JOSÉ RAMÓN SCHEIFLER AMEZAGA
Han bastado unas horas desde que a las dos de la mañana del 12 de octubre de 1987, comenzó a sentirse mal. A las tres y media de la tarde se nos había ido. Final rápido de una vida movida, tan movida como llena. Llena de esfuerzo, de trabajo, de logros, de vitalidad. Hasta el último momento tuvo en vilo sus singulares cualidades de científico, de vasco, de hombre.
Nadie hubiera imaginado lo que encerraba aquel niño enfermizo y tímido, ni aquel humilde trabajador de alpargata y jornal escaso y escurridizo, ni aquel estudiante tardío y a trompicones en las celdas y campos de concentración, donde hizo su carrera, y después de las fatigosas faenas del trabajo manual Pero la veta de genio siguió su camino entre las mil inclinaciones de sus polifacéticas cualidades, abandonando en la cuneta al novelista “malogrado por desconfiado», hasta el campo de la lingüística, en especial de la morfología y diacrónica vasca, en la que tiene un nombre eterno y una escuela interminable de discípulos.

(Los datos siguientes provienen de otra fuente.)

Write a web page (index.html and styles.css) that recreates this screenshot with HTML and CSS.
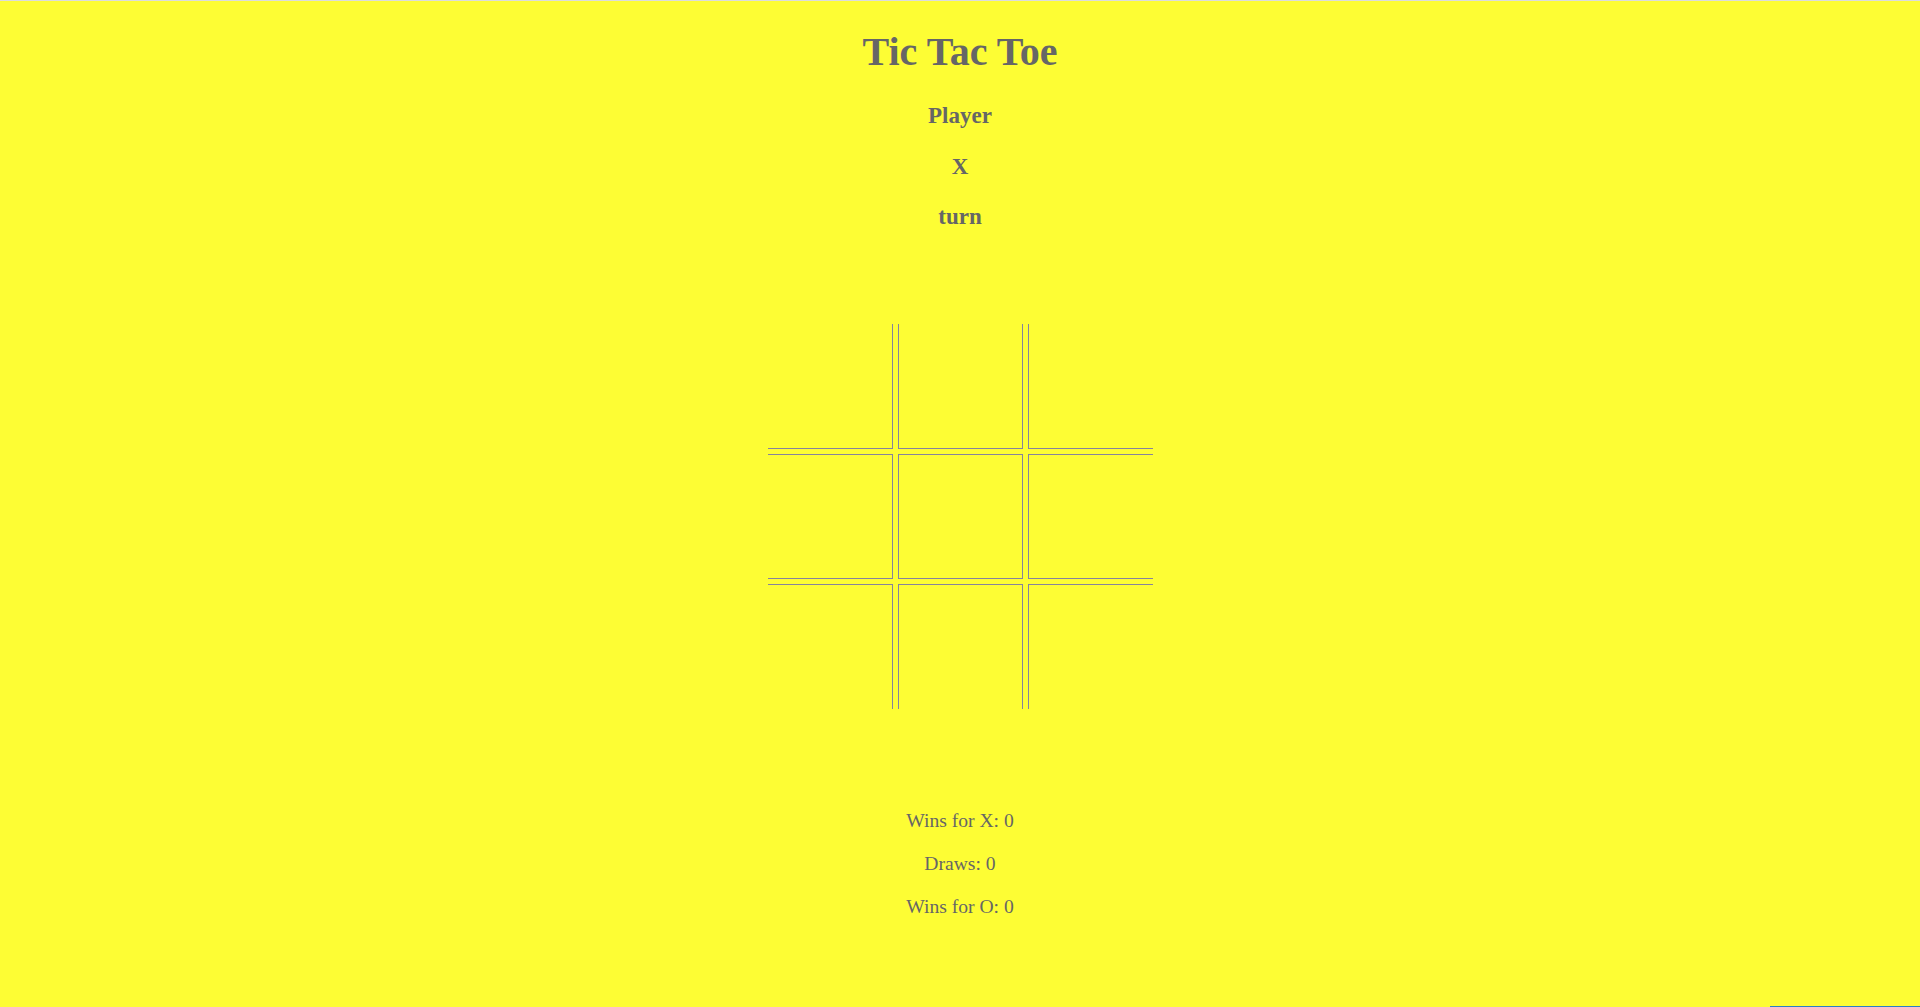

Miembro de todos los tribunales y jurados académicos —toda la cultura euskaldun pasaba de alguna manera por sus manos—, ha sido de esos hombres a quienes los honores no han llegado demasiado tarde: doctor «honoris causa» por la Universidad de Tarence (Burdeos) en 1982. Premio Ossian en 1983. Premio Nacional de Literatura, etc.. etc.
Pero los honores nunca le hicieron ni renegar de su pasado ni renunciar a sus compromisos políticos. Militante nacionalista desde los 18 años, aquellas bandas de armiño sobre raso rojo, especie de estola litúrgica que el rector de la Universidad de Burdeos colocaba sobre su hombro izquierdo, le recordaron el fusil y la manta de gudari que a los 20 años colgó del mismo hombro y el hato de prisionero con que trató en vano de disimular el frío de la cárcel; sobre todo, el frío de aquella condena a muerte, a la espera en la cárcel de Larrínaga de que apareciera por fin su nombre en las listas del miedo (ciento veintitantos la semana anterior a Navidad).

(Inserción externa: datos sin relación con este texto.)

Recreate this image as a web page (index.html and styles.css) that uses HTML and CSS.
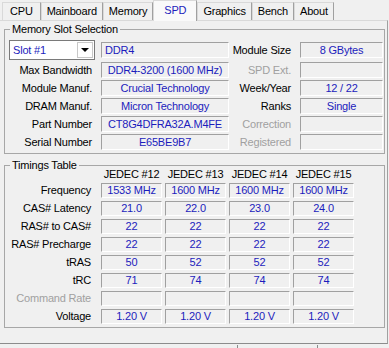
FILE: index.html
```html
<!DOCTYPE html>
<html lang="en">
<head>
  <meta charset="UTF-8">
  <title>CPU-Z - SPD</title>
  <link rel="stylesheet" href="styles.css">
</head>
<body>

  <div class="tabs">
    <span class="tab first">CPU</span>
    <span class="tab">Mainboard</span>
    <span class="tab">Memory</span>
    <span class="tab active">SPD</span>
    <span class="tab">Graphics</span>
    <span class="tab">Bench</span>
    <span class="tab">About</span>
  </div>

  <div class="panel">
    <fieldset class="group">
      <legend>Memory Slot Selection</legend>
      <div class="slot-grid">
        <div class="select"><span>Slot #1</span><span class="arrow"></span></div>
        <div class="box start mid">DDR4</div>
        <div class="lbl mid">Module Size</div>
        <div class="box mid">8 GBytes</div>

        <div class="lbl">Max Bandwidth</div>
        <div class="box">DDR4-3200 (1600 MHz)</div>
        <div class="lbl dim">SPD Ext.</div>
        <div class="box"></div>

        <div class="lbl">Module Manuf.</div>
        <div class="box">Crucial Technology</div>
        <div class="lbl">Week/Year</div>
        <div class="box">12 / 22</div>

        <div class="lbl">DRAM Manuf.</div>
        <div class="box">Micron Technology</div>
        <div class="lbl">Ranks</div>
        <div class="box">Single</div>

        <div class="lbl">Part Number</div>
        <div class="box">CT8G4DFRA32A.M4FE</div>
        <div class="lbl dim">Correction</div>
        <div class="box"></div>

        <div class="lbl">Serial Number</div>
        <div class="box">E65BE9B7</div>
        <div class="lbl dim">Registered</div>
        <div class="box"></div>
      </div>
    </fieldset>

    <fieldset class="group timings">
      <legend>Timings Table</legend>
      <div class="timing-grid">
        <div></div>
        <div class="head">JEDEC #12</div>
        <div class="head">JEDEC #13</div>
        <div class="head">JEDEC #14</div>
        <div class="head">JEDEC #15</div>

        <div class="lbl">Frequency</div>
        <div class="box">1533 MHz</div>
        <div class="box">1600 MHz</div>
        <div class="box">1600 MHz</div>
        <div class="box">1600 MHz</div>

        <div class="lbl">CAS# Latency</div>
        <div class="box">21.0</div>
        <div class="box">22.0</div>
        <div class="box">23.0</div>
        <div class="box">24.0</div>

        <div class="lbl">RAS# to CAS#</div>
        <div class="box">22</div>
        <div class="box">22</div>
        <div class="box">22</div>
        <div class="box">22</div>

        <div class="lbl">RAS# Precharge</div>
        <div class="box">22</div>
        <div class="box">22</div>
        <div class="box">22</div>
        <div class="box">22</div>

        <div class="lbl">tRAS</div>
        <div class="box">50</div>
        <div class="box">52</div>
        <div class="box">52</div>
        <div class="box">52</div>

        <div class="lbl">tRC</div>
        <div class="box">71</div>
        <div class="box">74</div>
        <div class="box">74</div>
        <div class="box">74</div>

        <div class="lbl dim">Command Rate</div>
        <div class="box"></div>
        <div class="box"></div>
        <div class="box"></div>
        <div class="box"></div>

        <div class="lbl">Voltage</div>
        <div class="box">1.20 V</div>
        <div class="box">1.20 V</div>
        <div class="box">1.20 V</div>
        <div class="box">1.20 V</div>
      </div>
    </fieldset>
  </div>

  <div class="status">
    <div></div>
    <div></div>
    <div></div>
  </div>

</body>
</html>
```

FILE: styles.css
```css
body {
  margin: 0;
  background: #f0f0f0;
  font-family: "Liberation Sans", Arial, sans-serif;
  font-size: 11px;
  line-height: 13px;
  letter-spacing: -0.2px;
  color: #000;
}

/* tab strip */
.tabs {
  display: flex;
  align-items: flex-end;
  height: 20px;
  padding-left: 2px;
  position: relative;
  z-index: 1;
}

.tab {
  height: 18px;
  box-sizing: border-box;
  padding: 0 5px;
  line-height: 16px;
  border: 1px solid #d9d9d9;
  border-right-color: #a0a0a0;
  border-bottom: none;
  white-space: nowrap;
}

.tab.first {
  padding: 0 7px;
}

.tab.active {
  height: 21px;
  margin-bottom: -1px;
  padding: 0 10px;
  line-height: 18px;
  background: #f9f9f9;
  color: #1c1cbd;
}

/* page */
.panel {
  width: 388px;
  height: 324px;
  box-sizing: border-box;
  border-top: 1px solid #d9d9d9;
  border-right: 1px solid #a0a0a0;
  border-bottom: 1px solid #8c8c8c;
  padding-top: 2px;
}

.group {
  margin: 0 2px 0 4px;
  padding: 0 0 3px 0;
  border: 1px solid #a7a7a7;
  min-width: 0;
}

.group legend {
  margin-left: 5px;
  padding: 0 2px;
  line-height: 13px;
}

.timings {
  margin-top: 5px;
}

.slot-grid {
  display: grid;
  grid-template-columns: 96px 128px 71px 83px;
  grid-template-rows: 20px repeat(5, 16px);
  row-gap: 2px;
  margin-top: 4px;
}

.lbl {
  text-align: right;
  padding-right: 9px;
  line-height: 16px;
  white-space: nowrap;
}

.dim {
  color: #a0a0a0;
}

.box {
  box-sizing: border-box;
  height: 16px;
  line-height: 14px;
  border: 1px solid;
  border-color: #a0a0a0 #fff #fff #a0a0a0;
  color: #1c1cbd;
  text-align: center;
  white-space: nowrap;
  overflow: hidden;
}

.box.start {
  text-align: left;
  padding-left: 3px;
}

.mid {
  align-self: center;
}

.select {
  display: flex;
  align-items: center;
  justify-content: space-between;
  width: 86px;
  margin-left: 4px;
  box-sizing: border-box;
  border: 1px solid #7a7a7a;
  background: #fff;
  color: #1c1cbd;
  padding: 1px 1px 1px 3px;
}

.arrow {
  display: flex;
  align-items: center;
  justify-content: center;
  width: 16px;
  height: 16px;
  box-sizing: border-box;
  border: 1px solid #c8c8c8;
  background: #fff;
}

.arrow::after {
  content: "";
  border-left: 4px solid transparent;
  border-right: 4px solid transparent;
  border-top: 4px solid #000;
}

/* timings */
.timing-grid {
  display: grid;
  grid-template-columns: 93px repeat(4, 61px);
  grid-template-rows: 12px repeat(8, 15px);
  column-gap: 3px;
  row-gap: 3px;
  margin-top: -4px;
}

.timing-grid .lbl {
  padding-right: 7px;
  line-height: 15px;
}

.timing-grid .box {
  height: 15px;
  line-height: 13px;
}

.head {
  text-align: center;
  line-height: 12px;
  white-space: nowrap;
}

/* status bar */
.status {
  display: grid;
  grid-template-columns: 237px 80px 1fr;
  height: 4px;
  margin-top: 1px;
}

.status div + div {
  border-left: 1px solid #8c8c8c;
}
```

Antibelicista por los cuatro costados, «aquella guerra del 36 fue una locura que nos impusieron». «Hablar de ofrecer la vida, de entregarla, son cosas que no se pueden pedir y de las que no se puede hablar». Pero haber sido gudari ni se olvida ni se oculta y la insignia de «Eusko Gudarostea» le identificará en la solapa hasta el final.
Abertzale hasta el fin, no vio en ningún momento que su trabajo científico quedara ensombrecido por su compromiso político, sin interés personal alguno como simple militante de a pie, lo mismo en la clandestinidad que en la transición democrática hasta su muerte. Había una coordinación entre el científico y el político. Ambos confluían en Euzkadi. en el euskera, en la cultura vasca que es siempre y ante todo libertad.
“Soy hombre antes que vasco”, confiesa. Mitxelena ha sido hombre siendo vasco. Serlo no le ha impedido sentirse también solidario de la lucha del pueblo español ni de todos los pueblos por su liberación y culturas propias. Cualquier fotografía de Mitxelena, el hombre, tiene que salir movida. No es sólo constante en el movimiento, el movimiento demuestra su constancia. Constancia, diría, aun en sus errores. Impulsado por una fuerza y filosofía vitalista los ha cometido sin duda. Le basta recordarlos y reconocerlos.
Si hubiera que elegir un calificativo a su humanismo, le vendría bien el de «crítico», en el sentido etimológico de juzgar, separar, decidir. Es crítico absolutamente en todo, aun en aquello que se da por obvio. Muy distinto de otros vascos contradictorios, tiene un algo barojiano y unamunesco en la brusquedad de sus aristas. Lo que en otros serían contradicciones, en él son simples piezas del «puzzle». Al fin encajan todas y te enfrentan a una rica y ágil personalidad humana.
Crítico hasta el desenfado iconoclasta, no rompe sin embargo jamás con los orígenes. Sus ramas no tienen sentido sin sus raíces. Y sus raíces están en Rentería. Siempre, en Salamanca, en Madrid o en Gasteiz, llega un momento en que «tiene que volver». Pero no vuelve. Esperaba, estaba allí, en la Rentería de siempre, en el pórtico, departiendo como ayer, como el ayer de hace una semana, un mes o diez años, con los ya «ancianos» del lugar: hombre con los hombres de su pueblo.
Donde quiera que reposen sus restos, Koldo Mitxelena reposará siempre en Rentería, indiferente a sus méritos, apegado a su tierra, cuidado siempre por aquella sin la que no hubiera sido lo que ha sido: Matilde, su mujer.